The importance of being rested
How good sleep, exercise, and decent nutrition—when you can find it—leads to a healthier and more rewarding tour experience.
Juno nominee Tanika Charles’ favourite smoothie is the orange Julius: Two oranges, a cup of spinach, coconut milk and vanilla extract. PHOTO TAHA MUHARUMA
Health on tour is a rather new concern for a lot of musicians—after all, the saying isn’t “Sleep, vitamins, and rock ’n’ roll.” But if you want music to be your job, then you’ve gotta show up ready to work.
Sleep is the number-one priority for the Canadian soul singer Erin Costelo. And “if I’m playing gigs, I don’t drink at all, partly because I don’t think I sing as well and I feel like crap the next day,” she says on the line from Nashville. “And wherever I am, I do my best to eat healthy - more green food than brown food. Which was really hard in Memphis and New Orleans [recently]. If I’m able to do those three things, I’m able to get through it. I’m healthier on the road now than I am off, because it’s my job and I want to do it well.”
The R&B singer Tanika Charles, freshly nominated for a Juno for her second album The Gumption, has prioritized nutrition and exercise since her first tour. She also digs rest. “Sleep is essential,” she says from Toronto. “But the late nights meant for me missing the free continental breakfast, if we were staying in a hotel. There came a point on tour when everyone agreed, we haven’t been eating well or taking care of our bodies. So if we’re in an Airbnb, we make dinner. I’m blessed to have two bandmates who love cooking.”

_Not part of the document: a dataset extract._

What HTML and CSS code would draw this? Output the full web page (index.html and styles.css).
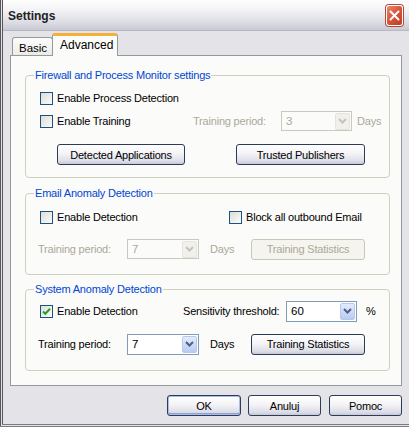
FILE: index.html
```html
<!DOCTYPE html>
<html lang="en">
<head>
  <meta charset="UTF-8">
  <title>Settings</title>
  <link rel="stylesheet" href="styles.css">
</head>
<body>
  <div class="window">
    <div class="titlebar">
      <span class="title">Settings</span>
      <button class="close" aria-label="Close">
        <svg width="11" height="11" viewBox="0 0 11 11"><path d="M1.5 1.5l8 8M9.5 1.5l-8 8" stroke="#fff" stroke-width="2" stroke-linecap="round"/></svg>
      </button>
    </div>

    <div class="main">
      <div class="tabs">
        <div class="tab">Basic</div>
        <div class="tab active">Advanced</div>
      </div>

      <div class="panel">
        <!-- Firewall -->
        <div class="group g1">
          <div class="group-title">Firewall and Process Monitor settings</div>
          <div class="row r-tall">
            <label class="check"><span class="box"></span>Enable Process Detection</label>
          </div>
          <div class="row">
            <label class="check slot-153"><span class="box"></span>Enable Training</label>
            <span class="lbl disabled w-88">Training period:</span>
            <div class="combo disabled w-71"><span>3</span><span class="drop"><svg width="9" height="6" viewBox="0 0 9 6"><path d="M1 1l3.5 3.5L8 1" fill="none" stroke="#c4c3bc" stroke-width="2"/></svg></span></div>
            <span class="lbl disabled unit">Days</span>
          </div>
          <div class="row btn-row">
            <button class="btn w-128">Detected Applications</button>
            <button class="btn w-129">Trusted Publishers</button>
          </div>
        </div>

        <!-- Email -->
        <div class="group g2">
          <div class="group-title">Email Anomaly Detection</div>
          <div class="row">
            <label class="check slot-189"><span class="box"></span>Enable Detection</label>
            <label class="check"><span class="box"></span>Block all outbound Email</label>
          </div>
          <div class="row second">
            <span class="lbl disabled period">Training period:</span>
            <div class="combo disabled w-72"><span>7</span><span class="drop"><svg width="9" height="6" viewBox="0 0 9 6"><path d="M1 1l3.5 3.5L8 1" fill="none" stroke="#c4c3bc" stroke-width="2"/></svg></span></div>
            <span class="lbl disabled days">Days</span>
            <button class="btn disabled w-114" disabled>Training Statistics</button>
          </div>
        </div>

        <!-- System -->
        <div class="group g3">
          <div class="group-title">System Anomaly Detection</div>
          <div class="row">
            <label class="check slot-143"><span class="box checked"><svg width="9" height="9" viewBox="0 0 9 9"><path d="M1 4.5l2.3 2.3L8 1.8" fill="none" stroke="#21a121" stroke-width="2"/></svg></span>Enable Detection</label>
            <span class="lbl w-103">Sensitivity threshold:</span>
            <div class="combo w-71"><span>60</span><span class="drop"><svg width="9" height="6" viewBox="0 0 9 6"><path d="M1 1l3.5 3.5L8 1" fill="none" stroke="#4d6185" stroke-width="2"/></svg></span></div>
            <span class="lbl pct">%</span>
          </div>
          <div class="row third">
            <span class="lbl period">Training period:</span>
            <div class="combo w-72"><span>7</span><span class="drop"><svg width="9" height="6" viewBox="0 0 9 6"><path d="M1 1l3.5 3.5L8 1" fill="none" stroke="#4d6185" stroke-width="2"/></svg></span></div>
            <span class="lbl days">Days</span>
            <button class="btn w-114">Training Statistics</button>
          </div>
        </div>
      </div>

      <div class="actions">
        <button class="btn ok">OK</button>
        <button class="btn w-73">Anuluj</button>
        <button class="btn w-73">Pomoc</button>
      </div>
    </div>
  </div>
</body>
</html>
```

FILE: styles.css
```css
* {
  box-sizing: border-box;
}

body {
  margin: 0;
  background: #fff;
  font-family: 'Liberation Sans', Arial, sans-serif;
  font-size: 11px;
  letter-spacing: -0.2px;
  color: #000;
}

.window {
  width: 409px;
  height: 427px;
  background: #e4e3e8;
  border-left: 3px double #55555a;
  border-bottom: 3px double #7a7a80;
  display: flex;
  flex-direction: column;
}

.titlebar {
  height: 31px;
  display: flex;
  align-items: center;
  justify-content: space-between;
  padding: 0 6px 0 5px;
  background: linear-gradient(#fefefe 0%, #f2f2f5 35%, #dcdce4 75%, #c9c9d5 100%);
  border-bottom: 1px solid #b9b9c6;
}

.title {
  font-weight: bold;
  font-size: 12px;
  letter-spacing: 0;
  color: #222;
  margin-top: 1px;
}

.close {
  width: 17px;
  height: 21px;
  padding: 0;
  border: 1px solid #fff;
  border-radius: 3px;
  background: linear-gradient(135deg, #e88a74 0%, #d9583b 45%, #c23a22 100%);
  box-shadow: 0 0 0 1px #b04a3a;
  display: flex;
  align-items: center;
  justify-content: center;
}

.main {
  flex: 1;
  padding: 2px 7px 0 7px;
  display: flex;
  flex-direction: column;
}

/* tabs */
.tabs {
  display: flex;
  align-items: flex-end;
  height: 22px;
  padding-left: 2px;
}

.tab {
  width: 41px;
  height: 18px;
  border: 1px solid #919b9c;
  border-bottom: none;
  border-radius: 3px 3px 0 0;
  background: linear-gradient(#fdfdfd, #ecebe6);
  padding: 4px 0 0 6px;
  font-size: 11.5px;
  letter-spacing: 0;
}

.tab.active {
  width: 66px;
  height: 23px;
  margin-left: -1px;
  margin-bottom: -1px;
  position: relative;
  z-index: 1;
  background: #fbfbf9;
  border-top: 3px solid #f3b13b;
  padding: 2px 0 0 7px;
  font-size: 12px;
}

.panel {
  height: 331px;
  border: 1px solid #919b9c;
  background: #fbfbf9;
  padding: 0 11px 0 14px;
}

/* groups */
.group {
  position: relative;
  border: 1px solid #d0d0bf;
  border-radius: 4px;
  padding-left: 14px;
}

.group-title {
  position: absolute;
  top: -7px;
  left: 8px;
  padding: 0 1px;
  line-height: 13px;
  background: #fbfbf9;
  color: #0046d5;
}

.g1 {
  margin-top: 19px;
  padding-top: 10px;
  padding-bottom: 12px;
}

.g2 {
  margin-top: 15px;
  padding-top: 12px;
  padding-bottom: 14px;
}

.g3 {
  margin-top: 14px;
  padding-top: 10px;
  padding-bottom: 15px;
}

.row {
  display: flex;
  align-items: center;
  height: 22px;
}

.r-tall {
  height: 24px;
}

.row.second {
  margin-top: 10px;
}

.row.third {
  margin-top: 11px;
}

.btn-row {
  margin-top: 12px;
  height: 21px;
  padding-left: 17px;
  gap: 51px;
}

/* checkbox */
.check {
  display: flex;
  align-items: center;
  gap: 4px;
  white-space: nowrap;
}

.box {
  width: 13px;
  height: 13px;
  flex: none;
  border: 1px solid #1c5180;
  background: linear-gradient(135deg, #dcdcd7, #fbfbf9);
  display: flex;
  align-items: center;
  justify-content: center;
}

.box.checked {
  background: linear-gradient(135deg, #dfe1dc, #fbfbf9);
}

.slot-153 { width: 153px; }
.slot-189 { width: 189px; }
.slot-143 { width: 143px; }

.lbl {
  white-space: nowrap;
}

.disabled {
  color: #aca899;
}

.w-88 { width: 88px; }
.w-103 { width: 103px; }
.period { width: 89px; margin-left: -2px; }
.unit { margin-left: 5px; }
.days { width: 41px; margin-left: 11px; }
.pct { margin-left: 9px; }

/* combo box */
.combo {
  height: 21px;
  border: 1px solid #7f9db9;
  background: #fff;
  display: flex;
  align-items: center;
  justify-content: space-between;
  padding: 1px 1px 1px 4px;
  font-size: 11.5px;
  letter-spacing: 0;
}

.combo.disabled {
  border-color: #cbc9bd;
  background: #fbfbf9;
  height: 20px;
}

.drop {
  width: 15px;
  height: 17px;
  border: 1px solid #b8c8ea;
  border-radius: 2px;
  background: linear-gradient(#e4ebfc, #b9cbf3);
  display: flex;
  align-items: center;
  justify-content: center;
}

.combo.disabled .drop {
  border-color: #e6e5dd;
  background: #f1f0ea;
}

.w-71 { width: 71px; }
.w-72 { width: 72px; }

/* buttons */
.btn {
  height: 21px;
  padding: 0;
  font-family: inherit;
  font-size: 11px;
  letter-spacing: -0.2px;
  color: #000;
  border: 1px solid #2e3a5a;
  border-radius: 3px;
  background: linear-gradient(#ffffff 0%, #f4f4f7 45%, #dcdde6 85%, #c7c9d6 100%);
}

.btn.disabled {
  color: #aca899;
  border-color: #c9c7ba;
  background: #f5f4ee;
}

.w-128 { width: 128px; }
.w-129 { width: 129px; }
.w-114 { width: 114px; }
.w-73 { width: 73px; }

.actions {
  display: flex;
  justify-content: flex-end;
  gap: 8px;
  margin-top: 9px;
}

.btn.ok {
  width: 74px;
  border-color: #2e3a5a;
  box-shadow: inset 0 0 0 1px #a9bde8, inset 0 -1px 0 1px #8aa2d6;
  margin-right: -1px;
}
```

“When you go to a new place, you want to try the food that everyone says is good, which is generally not good for you,” notes Costelo, laughing.
Beyond physical care there are also mental considerations—you’re spending all of your time with the same people and their personalities, in small vehicles and rooms, often driving long distances. It can be hard to carve out space for oneself.
“A big part of being on the road is who you surround yourself with,” says Duane “D.O.” Gibson, a rapper and educator who is on his 17th annual Black Canadian tour, teaching Black history to Ontario schools. He has a tour mate “who’s into crossfit, so he will make it a priority. Seeing him get up and do that inspires me. He’ll rent the car—he’ll have a few drinks but if he’s responsible for it, he won’t overdo it. Hanging out with people like that is important.”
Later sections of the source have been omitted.